Informationen zu Florian Hänsing:
Florian Hansing, 31 Jahre alt, Sozialarbeiter B.A. und zertifizierter Inklusions-Projektmanager seit 2015 beim Fanprojekt Dortmund e.V.. Hauptaufgabe ist die aufsuchende Sozialarbeit, Spieltagsbegleitung, Einzelfallhilfe, Praktikumsleiter sowie die Entwicklung von verschiedenen Projekten zu den Themen Teilhabe, Vielfallt, Gedenk- und Erinnerungsarbeiten.
schwatzgelb.de: Wenn Ihr Eure U-Fahrten veranstaltet, wie sorgt Ihr dort für Inklusion?
Florian: Bisher gab es in diesem Bereich wenig Berührungspunkte. In Zukunft wollen wir uns aber auch bei der U18-Arbeit besser aufstellen und arbeiten an neuen Konzepten, um uns auch hier möglichst breit aufzustellen, gerade mit Blick auf Genderarbeit, Behinderung und weitere heterogene Personen.
schwatzgelb.de: In welchem Teilbereich von Inklusion gibt es aus eurer Sicht unter den BVB-Fans den größten Nachholbedarf? Wie könnte man dem begegnen?

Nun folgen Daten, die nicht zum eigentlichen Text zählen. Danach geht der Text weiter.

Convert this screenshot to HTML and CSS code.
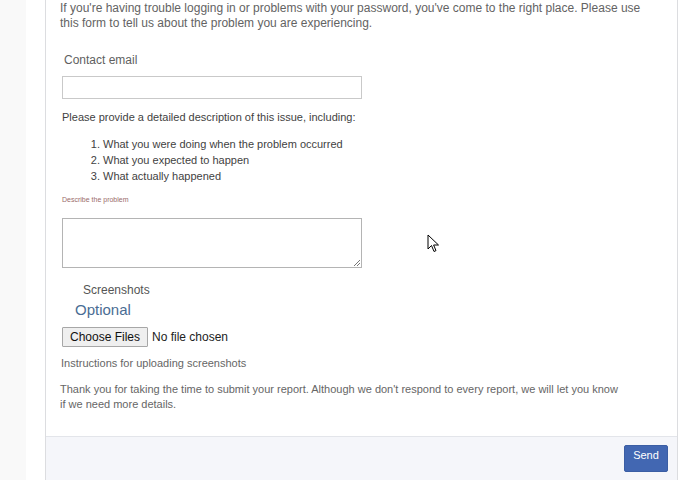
FILE: index.html
```html
<!DOCTYPE html>
<html>
<head>
<meta charset="utf-8">
<link rel="stylesheet" href="styles.css">
</head>
<body>
<div class="page">
  <div class="side"></div>
  <div class="gap"></div>
  <div class="card">
    <div class="body">
      <p class="intro">If you're having trouble logging in or problems with your password, you've come to the right place. Please use this form to tell us about the problem you are experiencing.</p>
      <div class="lbl-email">Contact email</div>
      <div class="input"></div>
      <div class="desc">Please provide a detailed description of this issue, including:</div>
      <ol class="list">
        <li>What you were doing when the problem occurred</li>
        <li>What you expected to happen</li>
        <li>What actually happened</li>
      </ol>
      <div class="tiny">Describe the problem</div>
      <div class="textarea"><svg class="grip" width="9" height="9" viewBox="0 0 9 9"><path d="M8 2 L2 8 M8 5 L5 8" stroke="#777" stroke-width="1"/></svg></div>
      <div class="shots">Screenshots</div>
      <div class="optional">Optional</div>
      <div class="file"><span class="btn">Choose Files</span><span class="nofile">No file chosen</span></div>
      <div class="instr">Instructions for uploading screenshots</div>
      <p class="thanks">Thank you for taking the time to submit your report. Although we don't respond to every report, we will let you know if we need more details.</p>
    </div>
    <div class="foot"><span class="send">Send</span></div>
  </div>
  <div class="right"></div>
</div>
<svg class="cursor" width="13" height="20" viewBox="0 0 13 20"><path d="M1 1 L1 15 L4.5 11.5 L7 17.5 L9 16.6 L6.6 11 L11.5 11 Z" fill="#fff" stroke="#000" stroke-width="1" stroke-linejoin="round"/></svg>
</body>
</html>
```
FILE: styles.css
```css
html, body { margin: 0; padding: 0; }
body { width: 698px; height: 480px; overflow: hidden; background: #fff; font-family: "Liberation Sans", Arial, sans-serif; position: relative; }
.page { display: flex; height: 480px; }
.side { width: 26px; background: #f9f9f9; flex: none; }
.gap { width: 19px; flex: none; }
.card { width: 631px; flex: none; border-left: 1px solid #dcdde0; border-right: 1px solid #dcdde0; display: flex; flex-direction: column; }
.body { flex: 1; padding: 0 0 0 14px; }
.intro { margin: 0; padding-top: 1px; width: 588px; font-size: 12px; line-height: 15px; color: #636363; }
.lbl-email { margin: 22px 0 0 4px; font-size: 12px; line-height: 15px; color: #5f5f5f; }
.input { margin: 8px 0 0 2px; width: 298px; height: 21px; border: 1px solid #c9c9c9; }
.desc { margin: 11px 0 0 2px; font-size: 11px; line-height: 14px; color: #3f3f3f; }
.list { margin: 12px 0 0 0; padding-left: 43px; font-size: 11px; line-height: 16px; color: #3f3f3f; }
.tiny { margin: 11px 0 0 2px; font-size: 7px; line-height: 9px; color: #9a6b6b; }
.textarea { margin: 14px 0 0 2px; width: 298px; height: 48px; border: 1px solid #b4b4b4; position: relative; }
.grip { position: absolute; right: 0; bottom: 0; }
.shots { margin: 15px 0 0 23px; font-size: 12px; line-height: 15px; color: #555; }
.optional { margin: 3px 0 0 15px; font-size: 15px; line-height: 18px; color: #4a6d94; }
.file { margin: 8px 0 0 2px; display: flex; align-items: center; font-size: 12px; color: #222; }
.btn { box-sizing: border-box; width: 86px; height: 20px; line-height: 18px; text-align: center; border: 1px solid #a7a7a7; background: #efefef; color: #111; border-radius: 1px; }
.nofile { margin-left: 4px; }
.instr { margin: 9px 0 0 1px; font-size: 11px; line-height: 14px; color: #666; }
.thanks { margin: 12px 0 0 0; width: 562px; font-size: 11px; line-height: 15px; color: #666; }
.foot { height: 44px; flex: none; background: #f5f6fa; border-top: 1px solid #e3e5ea; display: flex; justify-content: flex-end; align-items: flex-start; padding: 8px 9px 0 0; box-sizing: border-box; }
.send { width: 44px; height: 27px; box-sizing: border-box; background: #4267b2; border: 1px solid #3b5ea4; border-radius: 2px; color: #fff; font-size: 11px; line-height: 19px; text-align: center; }
.cursor { position: absolute; left: 427px; top: 234px; }
```
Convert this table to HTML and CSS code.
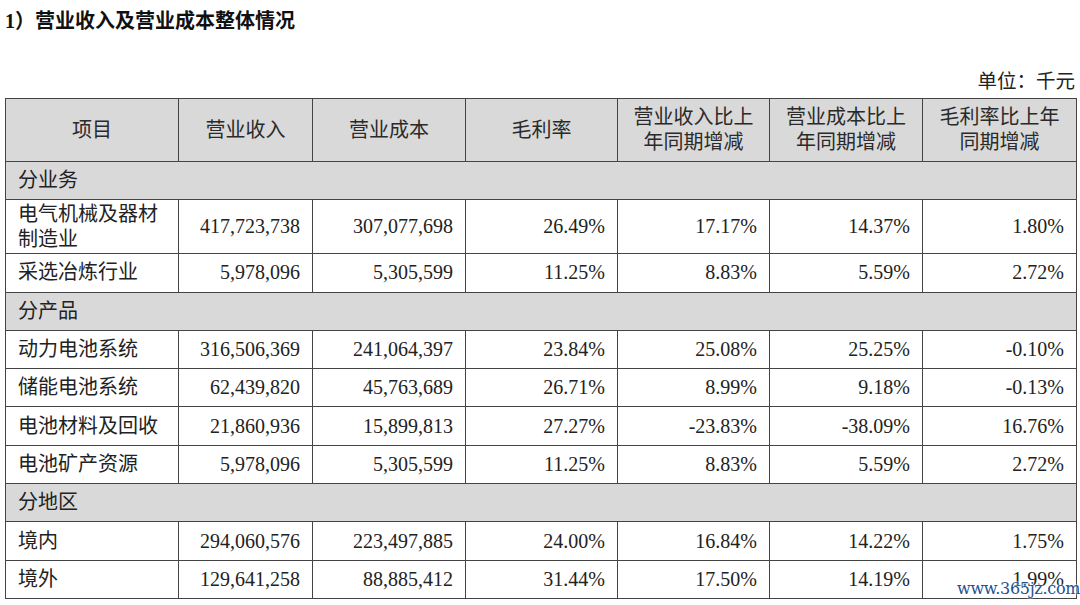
FILE: index.html
```html
<!DOCTYPE html>
<html lang="zh-CN">
<head>
<meta charset="utf-8">
<title>营业收入及营业成本整体情况</title>
<link rel="stylesheet" href="styles.css">
</head>
<body>
<div class="page">
  <h1 class="title">1）营业收入及营业成本整体情况</h1>
  <div class="unit">单位：千元</div>
  <table class="tbl">
    <colgroup>
      <col class="c1"><col class="c2"><col class="c3"><col class="c4"><col class="c5"><col class="c6"><col class="c7">
    </colgroup>
    <thead>
      <tr class="head">
        <th>项目</th>
        <th>营业收入</th>
        <th>营业成本</th>
        <th>毛利率</th>
        <th>营业收入比上<br>年同期增减</th>
        <th>营业成本比上<br>年同期增减</th>
        <th>毛利率比上年<br>同期增减</th>
      </tr>
    </thead>
    <tbody>
      <tr class="sec"><td colspan="7">分业务</td></tr>
      <tr class="dbl"><td class="lbl">电气机械及器材<br>制造业</td><td>417,723,738</td><td>307,077,698</td><td>26.49%</td><td>17.17%</td><td>14.37%</td><td>1.80%</td></tr>
      <tr><td class="lbl">采选冶炼行业</td><td>5,978,096</td><td>5,305,599</td><td>11.25%</td><td>8.83%</td><td>5.59%</td><td>2.72%</td></tr>
      <tr class="sec"><td colspan="7">分产品</td></tr>
      <tr><td class="lbl">动力电池系统</td><td>316,506,369</td><td>241,064,397</td><td>23.84%</td><td>25.08%</td><td>25.25%</td><td>-0.10%</td></tr>
      <tr><td class="lbl">储能电池系统</td><td>62,439,820</td><td>45,763,689</td><td>26.71%</td><td>8.99%</td><td>9.18%</td><td>-0.13%</td></tr>
      <tr><td class="lbl">电池材料及回收</td><td>21,860,936</td><td>15,899,813</td><td>27.27%</td><td>-23.83%</td><td>-38.09%</td><td>16.76%</td></tr>
      <tr><td class="lbl">电池矿产资源</td><td>5,978,096</td><td>5,305,599</td><td>11.25%</td><td>8.83%</td><td>5.59%</td><td>2.72%</td></tr>
      <tr class="sec"><td colspan="7">分地区</td></tr>
      <tr><td class="lbl">境内</td><td>294,060,576</td><td>223,497,885</td><td>24.00%</td><td>16.84%</td><td>14.22%</td><td>1.75%</td></tr>
      <tr><td class="lbl">境外</td><td>129,641,258</td><td>88,885,412</td><td>31.44%</td><td>17.50%</td><td>14.19%</td><td>1.99%</td></tr>
    </tbody>
  </table>
  <div class="watermark">www.365jz.com</div>
</div>
</body>
</html>
```

FILE: styles.css
```css
html, body {
  margin: 0;
  padding: 0;
  background: #ffffff;
}
body {
  font-family: "Liberation Serif", "Noto Sans CJK SC", serif;
  color: #222222;
}
.page {
  position: relative;
  width: 1080px;
  height: 605px;
  overflow: hidden;
}
.title {
  margin: 0;
  padding: 9px 0 0 5px;
  font-size: 20px;
  line-height: 24px;
  font-weight: bold;
  color: #111111;
}
.unit {
  margin-top: 37px;
  padding-right: 5px;
  text-align: right;
  font-size: 19.5px;
  line-height: 24px;
}
.tbl {
  margin: 4px 0 0 5px;
  width: 1071px;
  table-layout: fixed;
  border-collapse: collapse;
  font-size: 20px;
}
.c1 { width: 173px; }
.c2 { width: 134px; }
.c3 { width: 153px; }
.c4 { width: 152px; }
.c5 { width: 152px; }
.c6 { width: 153px; }
.c7 { width: 154px; }
.tbl th,
.tbl td {
  border: 1px solid #444444;
  padding: 0 12px;
  line-height: 25px;
  vertical-align: middle;
}
.head {
  height: 63px;
}
.head th {
  background: #d9d9d9;
  font-weight: normal;
  text-align: center;
  color: #2a2a2a;
}
.tbl tbody tr {
  height: 38.3px;
}
.tbl tbody tr.dbl {
  height: 54px;
}
.tbl td {
  text-align: right;
}
.tbl td.lbl {
  text-align: left;
}
.sec td {
  background: #d9d9d9;
  text-align: left;
}
.watermark {
  position: absolute;
  left: 957px;
  top: 579px;
  font-family: "DejaVu Serif", serif;
  font-size: 16px;
  line-height: 20px;
  color: #23508f;
  text-shadow: 0 0 2px #ffffff, 0 0 2px #ffffff;
  letter-spacing: -0.3px;
}
```
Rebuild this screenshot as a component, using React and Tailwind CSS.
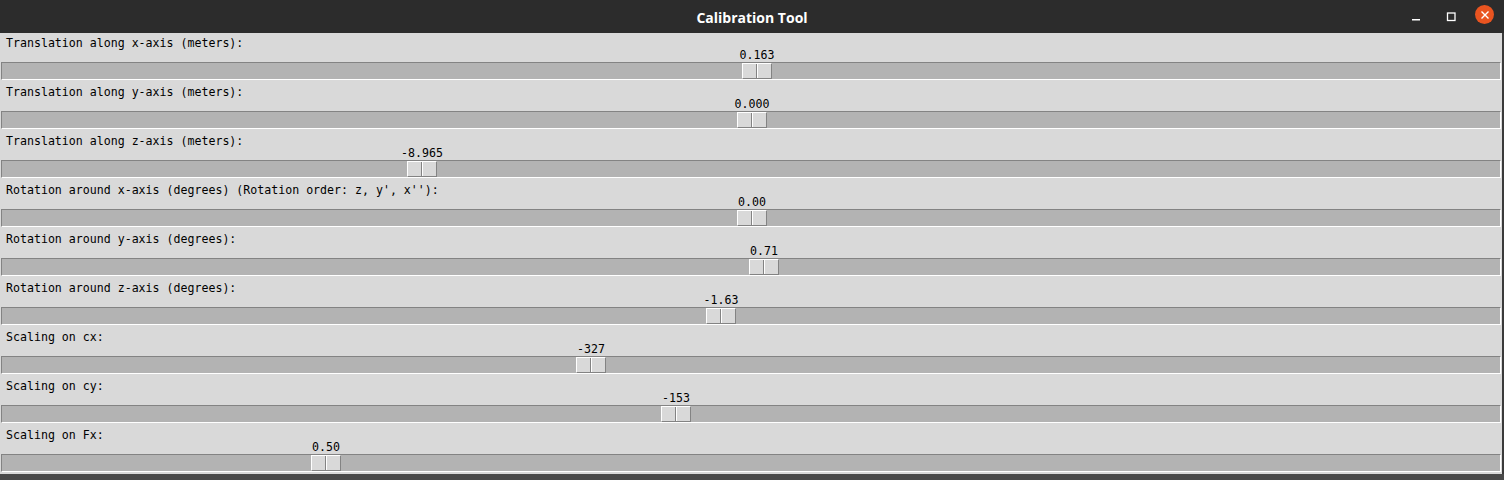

Florian: Wir finden, dass gerade der BVB sehr engagiert ist, den Inklusionsprozess im Stadion und außerhalb des Stadions voranzutreiben. Dies spiegelt sich in der Vielfalt der Angebote und im Eingehen auf die Bedürfnisse durch die Fanbeauftragten aber auch der CSR-Abteilung wieder. Sicherlich gibt es noch an einigen Stellen Verbesserungsbedarf. Solange sich aber alle unabhängigen Expert*innen, Institutionen und Fangruppen gesprächsbereit zeigen und die Leitidee der Inklusion hier einen wertvollen Ansatz für einen ganzheitlichen und notwendigen Prozess für mehr Vielfalt und Teilhabe aller gesellschaftlichen Gruppen im Fußball liefert, können wir alle einen wichtigen Beitrag zur Wirkungsmessung selbiger leisten.